By Oleg Salimov (06/24/2015 issue of the CACI Analyst)

The leader of the Islamic Renaissance Party of Tajikistan (IRPT) Mukhiddin Kabiri gave an extensive press conference during the conference “Central Asia – Current Challenges” in Moscow, organized by Russian and Tajik educational and policy research institutions. In particular, Kabiri emphasized the growing confrontation between IRPT and Tajikistan’s government headed by Emomali Rakhmon. Kabiri, currently living in Turkey in self-imposed exile after his party was ousted from parliament in March 2015 elections, spoke about his fear of returning to Tajikistan due to political persecution.
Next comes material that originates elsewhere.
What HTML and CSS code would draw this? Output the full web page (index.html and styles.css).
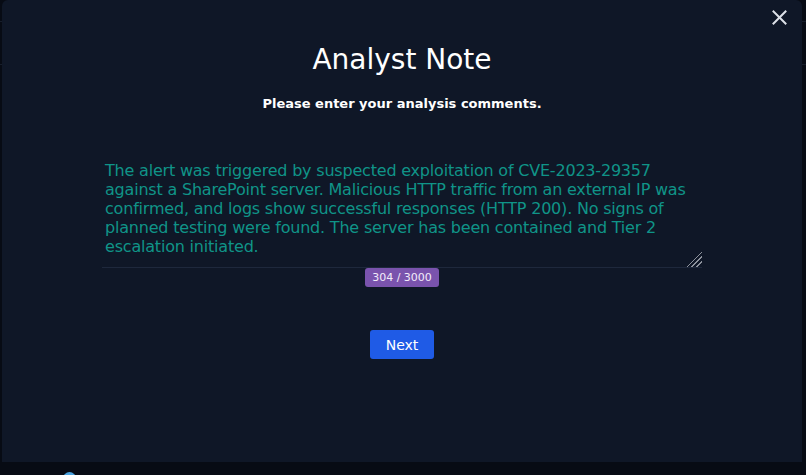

Official Dushanbe has yet to comment on Kabiri’s allegations.

Prior to March 2015, IRPT was the largest opposition party in the Tajik parliament, counting up to 40,000 active members. IRPT is a formal successor to the United Tajik Opposition (UTO), which it dominated during the Tajik Civil War. IRPT controlled the opposition’s armed forces and coordinated UTO’s efforts during the peace negotiations in 1994-97. IRPT is the only officially registered Islamic party in the former Soviet Central Asia, whose status became possible due to the peace accords signed by the UTO’s previous leader Said Abdullo Nuri and Tajikistan’s president Rakhmon in 1997.

IRPT has previously accused the Tajik government of violating the provisions of the peace accords in 1998, 1999, and 2000. Initially, according to the peace accords, the opposition received 30 percent of the seats in government. Consistent persecution and manipulations allowed Rakhmon to entirely expel the opposition from government. In 2003, IRPT protested new amendments to the constitution, which allowed another reelection of Rakhmon. In 2005, IRPT denounced the parliamentary elections as rigged. In the 2010 elections, IRPT gained 8.2 percent of the votes. IRPT rejected the results of the last parliamentary elections when it gained only 1.6 percent of the votes. At the same time, the party emphasized the peaceful character of their protest and condemned possible outbursts of violence by its supporters.

The harassment of IRPT progressed considerably greatly after the 2010 elections. In the wake of attacks by Islamists in Tajikistan’s Rasht region in fall 2010, the government initiated a series of actions aimed to intimidate IRPT. Thus, the IRPT’s headquarters in Dushanbe were searched and documents and computers seized. Soon thereafter, the IRPT’s all-women mosque was set on fire. In early 2011, official Tajik media started an attack against IRPT, intended to demonize the party and its leadership.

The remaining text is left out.